¿Cuántas veces sentimos que algo se pierde sin saber bien qué? Cambiar de trabajo, mudarse, separarse, crecer, tomar decisiones… todo eso también duele. ¿Qué perdemos cuando elegimos? ¿Quién no sintió temor a atravesar un proceso de duelo? ¿Se puede elegir o se impone?
El duelo es una experiencia estructurante de lo humano. Es un proceso que camina a la par de la vida. La angustia, la nostalgia, la negación, el enojo, la frustración, incluso la pérdida de sentido, forman parte de su núcleo. Todo esto no solo es esperable, sino necesario: son expresiones del esfuerzo subjetivo por
metabolizar lo perdido.
En el día a día, muchas veces tratamos de adelantarnos al dolor de una pérdida, como si eso pudiera evitar que nos duela. Por ejemplo, sentimos tristeza estando en pareja, anticipando una posible separación; o nos angustiamos por la futura pérdida de nuestros padres mientras aún están con nosotros. Incluso, mantenemos trabajos que ya no nos satisfacen, temiendo el cambio que implica dejarlos.
Estas estrategias de anticipación pueden parecer mecanismos de protección, pero también nos enfrentan a pérdidas reales en el presente. Al intentar evitar el dolor futuro, vivimos en micro pérdidas inconscientes, impidiéndonos estar en el presente. El duelo anticipado en estos casos puede hacernos vivir en un estado constante de ansiedad y tristeza, afectando nuestras experiencias actuales.

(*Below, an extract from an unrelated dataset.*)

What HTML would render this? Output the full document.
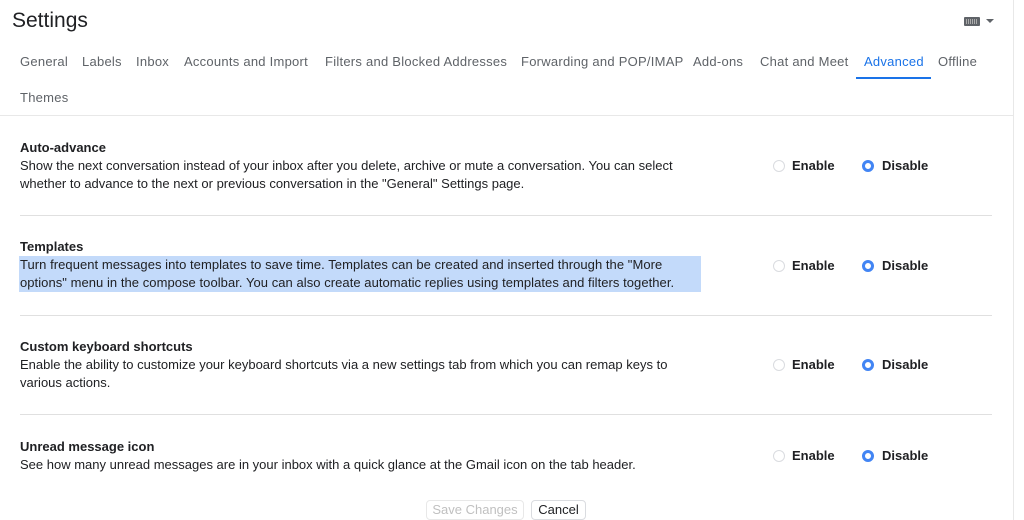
<!DOCTYPE html>
<html><head><meta charset="utf-8"><style>
body{margin:0;width:1024px;height:520px;background:#fff;font-family:"Liberation Sans",Arial,sans-serif;color:#202124;position:relative;overflow:hidden}
.a{position:absolute;white-space:nowrap}
.tab{position:absolute;top:54px;font-size:13px;color:#5f6368;letter-spacing:0.25px}
.h{font-size:13px;font-weight:bold;color:#202124}
.d{font-size:13px;line-height:18px;color:#202124}
.sep{position:absolute;left:20px;width:972px;height:1px;background:#e0e0e0}
.rad{position:absolute;width:12px;height:12px;border-radius:50%;border:1px solid #dadce0;box-sizing:border-box}
.on{border:3.5px solid #4285f4;background:#fff}
.lbl{position:absolute;font-size:13px;font-weight:bold;color:#202124}
</style></head><body>
<div style="position:absolute;left:1013px;top:0;width:1px;height:520px;background:#e8e8e8"></div>
<div class="a" style="left:12px;top:9px;font-size:21px;color:#202124">Settings</div>
<div class="a" style="left:964px;top:17px;width:16px;height:9px;background:#5f6368;border-radius:1px"></div>
<div class="a" style="left:966px;top:19px;width:12px;height:5px;background:repeating-linear-gradient(90deg,#aaa 0 1px,transparent 1px 2px)"></div>
<div class="a" style="left:986px;top:19px;width:0;height:0;border-left:4px solid transparent;border-right:4px solid transparent;border-top:4px solid #5f6368"></div>
<div class="tab" style="left:20px">General</div>
<div class="tab" style="left:82px">Labels</div>
<div class="tab" style="left:136px">Inbox</div>
<div class="tab" style="left:184px">Accounts and Import</div>
<div class="tab" style="left:325px">Filters and Blocked Addresses</div>
<div class="tab" style="left:521px">Forwarding and POP/IMAP</div>
<div class="tab" style="left:693px">Add-ons</div>
<div class="tab" style="left:760px">Chat and Meet</div>
<div class="tab" style="left:864px;color:#1a73e8">Advanced</div>
<div class="a" style="left:856px;top:77px;width:75px;height:2px;background:#1a73e8"></div>
<div class="tab" style="left:938px">Offline</div>
<div class="tab" style="left:20px;top:90px">Themes</div>
<div class="a" style="left:0;top:115px;width:1013px;height:1px;background:#e8e8e8"></div>

<div class="a h" style="left:20px;top:140px">Auto-advance</div>
<div class="a d" style="left:20px;top:157px">Show the next conversation instead of your inbox after you delete, archive or mute a conversation. You can select<br>whether to advance to the next or previous conversation in the "General" Settings page.</div>
<div class="sep" style="top:215px"></div>

<div class="a h" style="left:20px;top:239px">Templates</div>
<div class="a" style="left:19px;top:256px;width:682px;height:36px;background:#c3dafa"></div>
<div class="a d" style="left:20px;top:256px;letter-spacing:0.05px">Turn frequent messages into templates to save time. Templates can be created and inserted through the "More<br>options" menu in the compose toolbar. You can also create automatic replies using templates and filters together.</div>
<div class="sep" style="top:315px"></div>

<div class="a h" style="left:20px;top:339px">Custom keyboard shortcuts</div>
<div class="a d" style="left:20px;top:356px">Enable the ability to customize your keyboard shortcuts via a new settings tab from which you can remap keys to<br>various actions.</div>
<div class="sep" style="top:414px"></div>

<div class="a h" style="left:20px;top:439px">Unread message icon</div>
<div class="a d" style="left:20px;top:456px">See how many unread messages are in your inbox with a quick glance at the Gmail icon on the tab header.</div>

<div class="rad" style="left:773px;top:160px"></div><div class="lbl" style="left:792px;top:158px">Enable</div>
<div class="rad on" style="left:862px;top:160px"></div><div class="lbl" style="left:882px;top:158px">Disable</div>
<div class="rad" style="left:773px;top:260px"></div><div class="lbl" style="left:792px;top:258px">Enable</div>
<div class="rad on" style="left:862px;top:260px"></div><div class="lbl" style="left:882px;top:258px">Disable</div>
<div class="rad" style="left:773px;top:359px"></div><div class="lbl" style="left:792px;top:357px">Enable</div>
<div class="rad on" style="left:862px;top:359px"></div><div class="lbl" style="left:882px;top:357px">Disable</div>
<div class="rad" style="left:773px;top:450px"></div><div class="lbl" style="left:792px;top:448px">Enable</div>
<div class="rad on" style="left:862px;top:450px"></div><div class="lbl" style="left:882px;top:448px">Disable</div>

<div class="a" style="left:426px;top:500px;width:98px;height:20px;border:1px solid #e8e8e8;border-radius:4px;box-sizing:border-box;font-size:13px;color:#c0c0c0;text-align:center;line-height:18px">Save Changes</div>
<div class="a" style="left:531px;top:500px;width:55px;height:20px;border:1px solid #dadce0;border-radius:4px;box-sizing:border-box;font-size:13px;color:#202124;text-align:center;line-height:18px">Cancel</div>
</body></html>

El duelo no es simplemente una fuerza externa que irrumpe en nuestras vidas; es un proceso profundamente personal que nos enfrenta con aspectos esenciales de nuestra identidad. El duelo tiene más que ver con uno de lo que estamos dispuestos a admitir: nos confronta con lo que nos constituía, con lo que señalaba nuestro lugar en el mundo. Y cuando eso se pierde, cuando las fichas del tablero se mueven, el juego empieza a ser otro. Y uno debe aprender a jugar desde otro lugar, con otras reglas, y muchas veces, con una identidad en proceso de reconfiguración.
Sigmund Freud, define al duelo como una reacción ante la pérdida de un objeto amado. Pero duelar no es solo despedirse del otro, sino también de quien uno era con ese otro, con ese trabajo, con ese ideal. El duelo exige una gran labor psíquica: implica aceptar una realidad dolorosa, atravesar una renuncia (que muchas veces se opone al deseo) y sostener ese proceso en el tiempo. La elaboración no es inmediata ni lineal: se da en oleadas, y con frecuencia, en medio de un gran malestar.
En terapia, el duelo aparece con frecuencia como motor de consulta. No siempre bajo ese nombre: a veces se presenta como ansiedad, vacío, síntomas en el cuerpo. Pero muchas veces lo que está en juego es una pérdida que aún no pudo nombrarse o elaborarse.
En ese proceso, lo que se busca no es “superar” sino integrar. Hacer algo con eso que ya no está. Aceptar que hay huellas que no se borran, pero que pueden reinventarse. Porque el duelo no exige olvidar, sino resignificar.
El duelo nos confronta con nuestra vulnerabilidad, pero también con nuestra capacidad de transformación. Duele aceptar que algo o alguien ya no está como antes. Duele perder también algo de uno mismo en ese proceso. Pero en ese dolor hay trabajo, elaboración, y en muchos casos, crecimiento.
Freud sostenía que, cuando puede ser tramitado, el duelo fortalece al yo. Nunca se sale igual. Porque algo muere, sí. Pero también algo nuevo puede nacer. El duelo no es solo una herida: es también un pasaje. Y como todo pasaje, implica atravesar sombras… pero también la posibilidad de una nueva forma de habitar la vida.